He stopped and stared. "What?"

  "I'm not going in with you."

  "Your daughter is sick. Don't you even care?" The edge was back, but this time he made no effort to soften it.

  "Of course I care." She was struggling to keep her voice under control, to stop the telltale wavering that meant tears would soon follow. "She needs you and the doctor. Not me. I … uh, thought I would make a phone call, then meet you back here."

  His eyes were hard and unforgiving as he stared at her. "Damn it, Sarah, you're her mother."

  The way he said the last word made her go cold all the way through. She'd heard that particular inflection before. How could you give her away? You're her mother. A mother would find some way to keep her baby, no matter what it cost. What kind of mother are you, anyway?

  She didn't have many defenses against him, but she mustered the few she possessed and turned a cool, distant look on him. "Take her inside, Daniel. I'll be here when you're done."

  He lifted Katie out, then slammed the door with such force that the truck rocked. Sarah watched until they were inside the house, then tucked some change into her pocket and slipped from the truck.

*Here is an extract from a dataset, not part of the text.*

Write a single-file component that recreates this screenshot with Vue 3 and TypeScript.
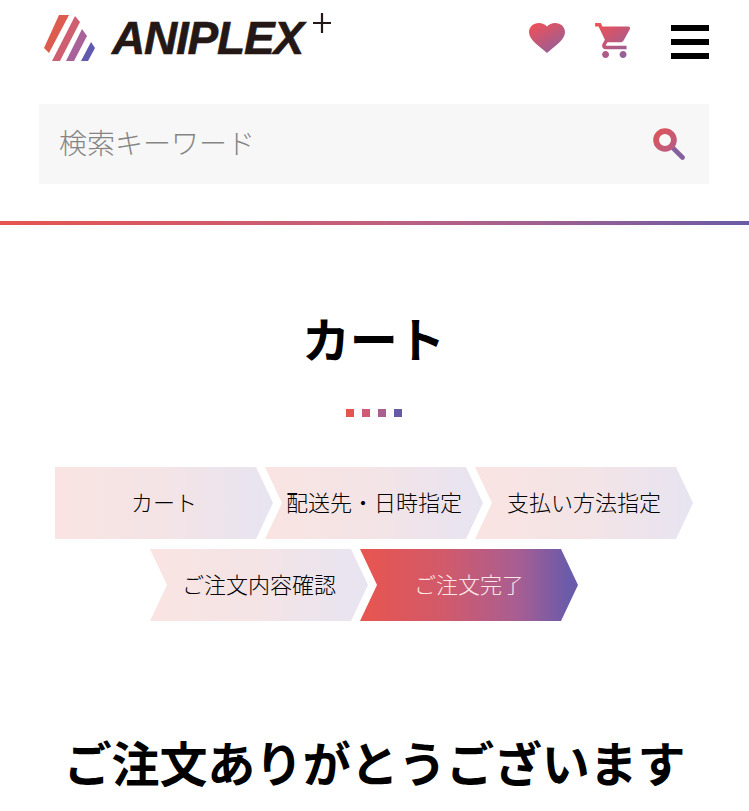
<script setup lang="ts">
const rowOne: string[] = ['カート', '配送先・日時指定', '支払い方法指定']
</script>

<template>
  <div class="page">
    <svg width="0" height="0" class="defs" aria-hidden="true">
      <defs>
        <linearGradient id="iconGrad" x1="0.1" y1="0.05" x2="0.75" y2="1">
          <stop offset="0" stop-color="#ee5058" />
          <stop offset="1" stop-color="#94609a" />
        </linearGradient>
        <linearGradient id="searchGrad" x1="0.1" y1="0.1" x2="1" y2="1">
          <stop offset="0" stop-color="#d9555e" />
          <stop offset="1" stop-color="#bb5c84" />
        </linearGradient>
      </defs>
    </svg>

    <header class="header">
      <a class="logo">
        <svg class="mark" viewBox="44 14 52 48" width="52" height="48">
          <polygon points="59,15 69,15 49,53 44,48" fill="#dc5c50" />
          <polygon points="75,16 80,22 60,61 52,61" fill="#cf5f70" />
          <polygon points="82,29 87,36 74,61 66,61" fill="#a9619a" />
          <polygon points="91,42 95,48 88,61 81,61" fill="#5f5ab0" />
        </svg>
        <span class="wordmark">ANIPLEX</span>
        <svg class="plus" viewBox="0 0 18 20" width="18" height="20">
          <path d="M0 10H18M9 0V20" stroke="#231815" stroke-width="2.2" fill="none" />
        </svg>
      </a>
      <div class="actions">
        <svg class="heart" viewBox="2 3 20 18.35" width="36" height="30" preserveAspectRatio="none">
          <path fill="url(#iconGrad)" d="M12 21.35l-1.45-1.32C5.4 15.36 2 12.28 2 8.5 2 5.42 4.42 3 7.5 3c1.74 0 3.41.81 4.5 2.09C13.09 3.81 14.76 3 16.5 3 19.58 3 22 5.42 22 8.5c0 3.78-3.4 6.86-8.55 11.54L12 21.35z" />
        </svg>
        <svg class="cart" viewBox="1 2 20.5 20" width="36" height="35">
          <path fill="url(#iconGrad)" d="M7 18c-1.1 0-1.99.9-1.99 2S5.9 22 7 22s2-.9 2-2-.9-2-2-2zM1 2v2h2l3.6 7.59-1.35 2.45c-.16.28-.25.61-.25.96 0 1.1.9 2 2 2h12v-2H7.42c-.14 0-.25-.11-.25-.25l.03-.12.9-1.63h7.45c.75 0 1.41-.41 1.75-1.03l3.58-6.47c.08-.14.12-.31.12-.48 0-.55-.45-1-1-1H5.21l-.94-2H1zm16 16c-1.1 0-1.99.9-1.99 2s.89 2 1.99 2 2-.9 2-2-.9-2-2-2z" />
        </svg>
        <div class="menu"><i></i><i></i><i></i></div>
      </div>
    </header>

    <div class="search">
      <span class="placeholder">検索キーワード</span>
      <svg class="search-icon" viewBox="0 0 32 32" width="32" height="32">
        <path d="M19 19L29.5 29.5" stroke="#85609f" stroke-width="4.6" stroke-linecap="round" fill="none" />
        <circle cx="12" cy="12" r="8.9" fill="none" stroke="url(#searchGrad)" stroke-width="5.8" />
      </svg>
    </div>

    <div class="rule"></div>

    <h1 class="title">カート</h1>
    <div class="dots"><i class="d1"></i><i class="d2"></i><i class="d3"></i><i class="d4"></i></div>

    <div class="steps">
      <div class="row row-one">
        <div v-for="(label, i) in rowOne" :key="label" class="step" :class="{ first: i === 0 }">{{ label }}</div>
      </div>
      <div class="row row-two">
        <div class="step">ご注文内容確認</div>
        <div class="step active">ご注文完了</div>
      </div>
    </div>

    <h2 class="thanks">ご注文ありがとうございます</h2>
  </div>
</template>

<style scoped>
.page {
  width: 749px;
  height: 811px;
  overflow: hidden;
  background: #fff;
  color: #000;
  font-family: "Noto Sans CJK JP", "Noto Sans", sans-serif;
}
.defs {
  position: absolute;
}
.header {
  height: 104px;
  display: flex;
  justify-content: space-between;
  align-items: flex-start;
  padding: 0 40px 0 44px;
  box-sizing: border-box;
}
.logo {
  display: flex;
  align-items: flex-start;
}
.mark {
  display: block;
  margin-top: 14px;
}
.wordmark {
  margin: 12px 0 0 16px;
  font-family: "Liberation Sans", sans-serif;
  font-style: italic;
  font-weight: 700;
  font-size: 46px;
  line-height: 52px;
  letter-spacing: -1.2px;
  color: #231815;
  -webkit-text-stroke: 0.6px #231815;
}
.plus {
  display: block;
  margin: 13px 0 0 10px;
}
.actions {
  display: flex;
  align-items: flex-start;
}
.heart {
  display: block;
  margin-top: 23px;
}
.cart {
  display: block;
  margin: 23px 0 0 30px;
}
.menu {
  margin: 25px 0 0 40px;
  width: 38px;
  display: flex;
  flex-direction: column;
  gap: 8px;
}
.menu i {
  display: block;
  height: 6px;
  background: #000;
}
.search {
  margin: 0 40px 0 39px;
  height: 80px;
  background: #f7f7f7;
  display: flex;
  align-items: center;
  justify-content: space-between;
  padding: 0 24px 0 20px;
}
.placeholder {
  font-size: 28px;
  font-weight: 300;
  line-height: 40px;
  margin-bottom: 4px;
  color: #858585;
}
.search-icon {
  display: block;
}
.rule {
  margin-top: 37px;
  height: 4px;
  background: linear-gradient(90deg, #e6544f 0%, #c25f7e 50%, #a4608f 70%, #6a5ba6 100%);
  box-shadow: 0 3px 6px rgba(0, 0, 0, 0.03);
}
.title {
  margin: 80px 0 0;
  font-size: 48px;
  line-height: 64px;
  font-weight: 700;
  text-align: center;
  letter-spacing: -0.3px;
  padding-right: 2px;
}
.dots {
  margin-top: 40px;
  display: flex;
  justify-content: center;
  gap: 8px;
  padding-right: 2px;
}
.dots i {
  display: block;
  width: 8px;
  height: 8px;
}
.d1 { background: #e5544f; }
.d2 { background: #cf5c74; }
.d3 { background: #a8608f; }
.d4 { background: #655aa6; }
.steps {
  margin-top: 50px;
  display: flex;
  flex-direction: column;
  gap: 10px;
}
.row {
  display: flex;
}
.row-one {
  padding-left: 55px;
}
.row-two {
  padding-left: 150px;
}
.step {
  width: 218px;
  height: 72px;
  flex: none;
  display: flex;
  align-items: center;
  justify-content: center;
  padding-bottom: 5px;
  box-sizing: border-box;
  font-size: 22px;
  font-weight: 300;
  color: #000;
  background: linear-gradient(90deg, #f9e4e2 0%, #f4e4e6 50%, #e7e4f1 100%);
  clip-path: polygon(0 0, calc(100% - 17px) 0, 100% 50%, calc(100% - 17px) 100%, 0 100%, 17px 50%);
}
.step + .step {
  margin-left: -8px;
}
.step.first {
  clip-path: polygon(0 0, calc(100% - 17px) 0, 100% 50%, calc(100% - 17px) 100%, 0 100%);
}
.step.active {
  color: #fde8e8;
  background: linear-gradient(90deg, #e8554f 0%, #d05a6c 40%, #a85e92 72%, #6a5bab 96%);
}
.thanks {
  margin: 108px 0 0;
  font-size: 48px;
  line-height: 64px;
  font-weight: 700;
  text-align: center;
  letter-spacing: -0.2px;
}
</style>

  It was two and a half blocks through the rain to the nearest pay phone, and it was just that—a phone, no booth. Sarah dropped in some change and dialed Beth's number.

  "Are you all right?" her friend demanded after a moment. "You sound awful."

  "I'm fine," Sarah lied.

  "Come on, is that place finally getting to you? I couldn't stand living in such a tiny, boring little town. Or is it him! Has he driven you crazy yet? I honestly can't imagine what it was you saw in him two years ago. I mean, I realize that things were tough for you and you were lonely, but—"

  The wind changed direction, and so did Sarah, seeking a position where the rain would hit her back. "I like Sweetwater," she said, softly interrupting her friend. "And I love Daniel."